In the British game, certainly, we’ve already moved on to a discussion about a cross-border league involving Rangers and Celtic. According to a report, moves have already begun to invite Rangers and Celtic into a British Super League but with the antennae of English fans now twitching at the mere hint of something likely to subvert the principle of sporting merit, opposition is certain to be fierce.
Although the story was broken by an England-based reporter, it does not seem to have caught the imagination of the English media and public. Perhaps because they know, as we all do, that we’ve here before.
Inevitably, there was a discussion on TalkSport about the prospect. Jonathan Woodgate, the Bournemouth manager, made his objection very clear. “It wouldn’t be fair,” he said. No doubt others in the Championship as well as further down the tiers will be of similar mind. However, this concept - a slightly less extreme redefining of the football map to a European Super League - is gaining support within the corridors of the game’s governing bodies.
Fifa president Gianni Infantino has already given his blessing to the idea of cross-border leagues, with Holland and Belgium moving towards such a set-up. Mexican teams are also being lined up to join MLS in the United States.

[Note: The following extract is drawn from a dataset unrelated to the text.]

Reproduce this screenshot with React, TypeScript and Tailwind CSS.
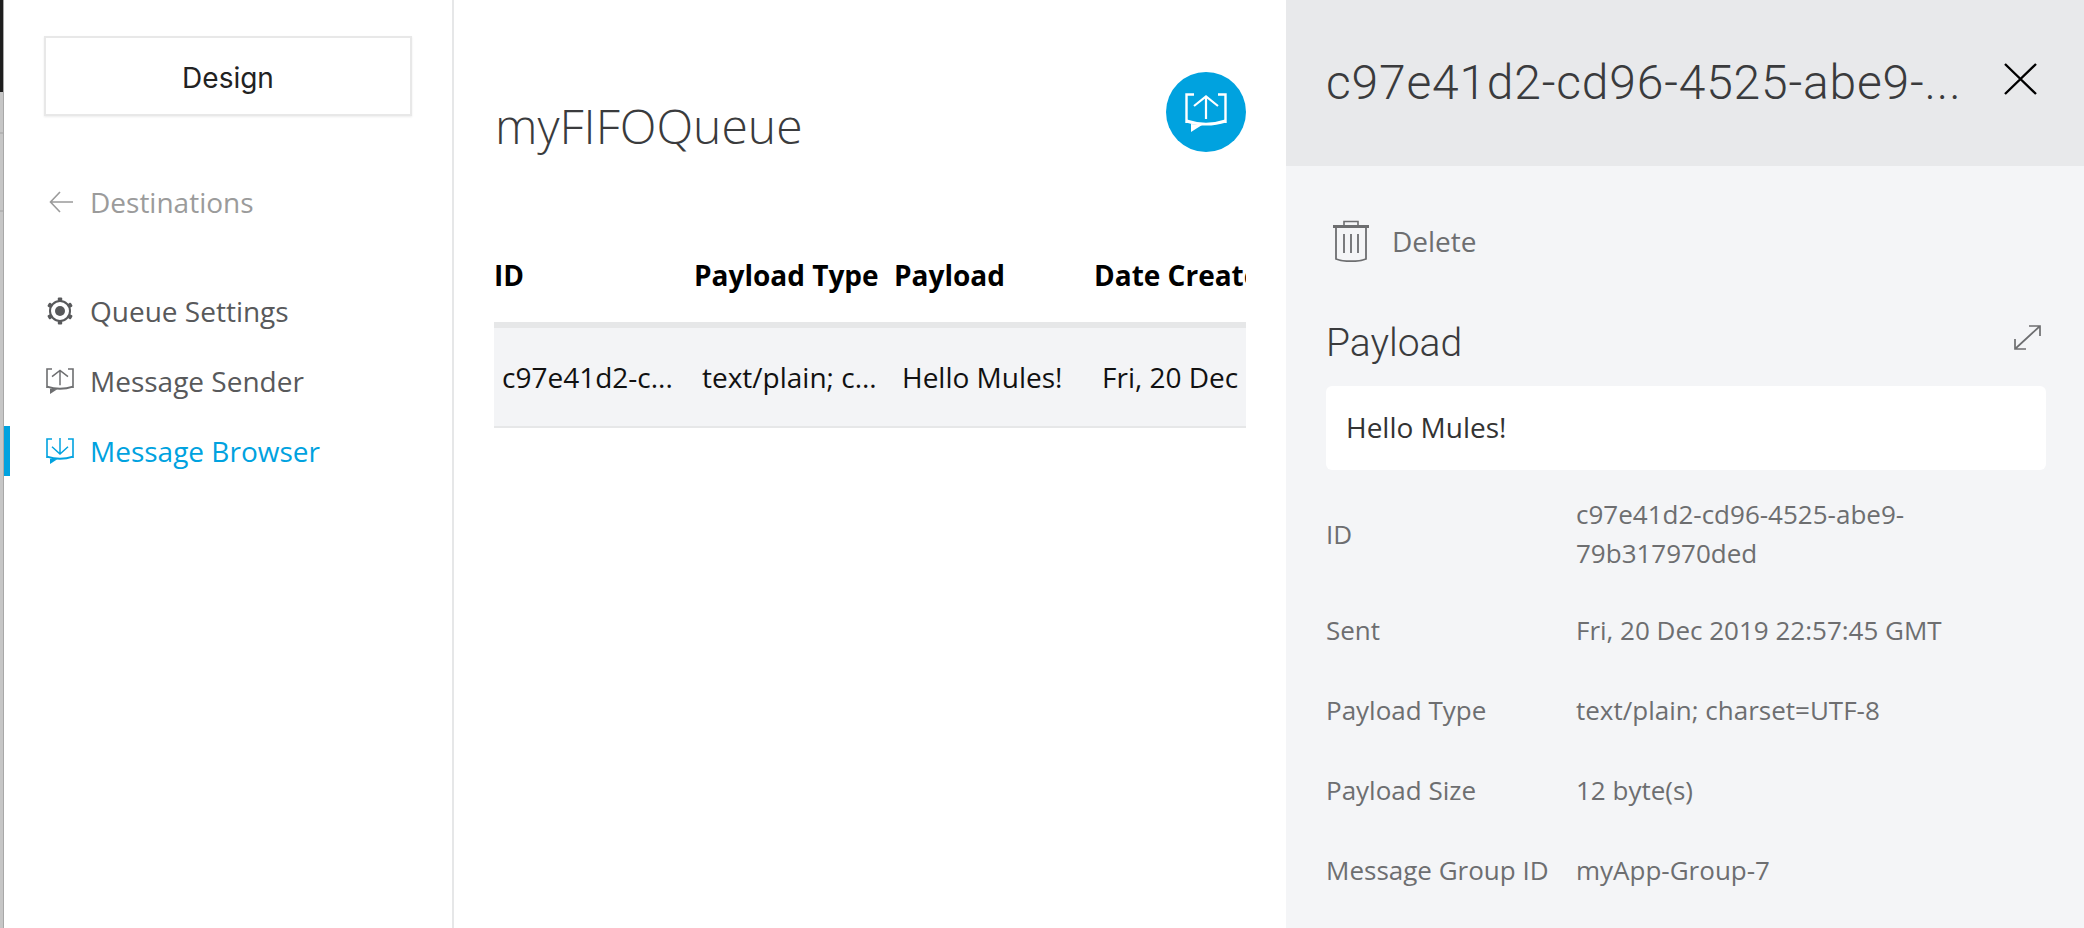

While English fans might be firmly against the British Super League idea, the mood music in Scotland has shifted from feeling insulted at the thought of being spurned by Rangers and Celtic to being in favour of it.
We have recently marked the 35th successive year where one of Rangers and Celtic have won the league. Even when the Ibrox club suffered financial meltdown and spent four years out of the top tier, no one was able to lay a glove on Celtic. The smallest points-gap was 15 when Aberdeen finished second in 2015-16. The Pittodrie club were the last to win the title outwith the Old Firm, in 1985.
Football has changed beyond all recognition since goalkeepers were permitted to pick the ball up after backpasses and fans stood – and peed – on the terraces.
Normal service was resumed when Celtic pinched the title from Hearts on the last day of the 85-86 season. So much about society and the way we live has altered since then. And yet here we remain, still under the yoke of the Old Firm and hurtling towards 40 years, and, let’s face it, probably half a century, of Old Firm title hegemony.
Can anyone see the status quo changing anytime soon? Indeed, a Leicester City-type scenario is probably becoming less likely. Even TV deals are hinged on the need for Rangers and Celtic to play each other four times each season.
It’s not the way anyone wants sport to operate, as shown by the response across Europe this week. But Rangers and Celtic seem wedded to Scotland, for better of worse, especially with English supporters – Arsenal’s being the latest, before last night’s game with Everton – protesting because, as one put it, “we didn’t want to destroy sporting merit for the entire football family”.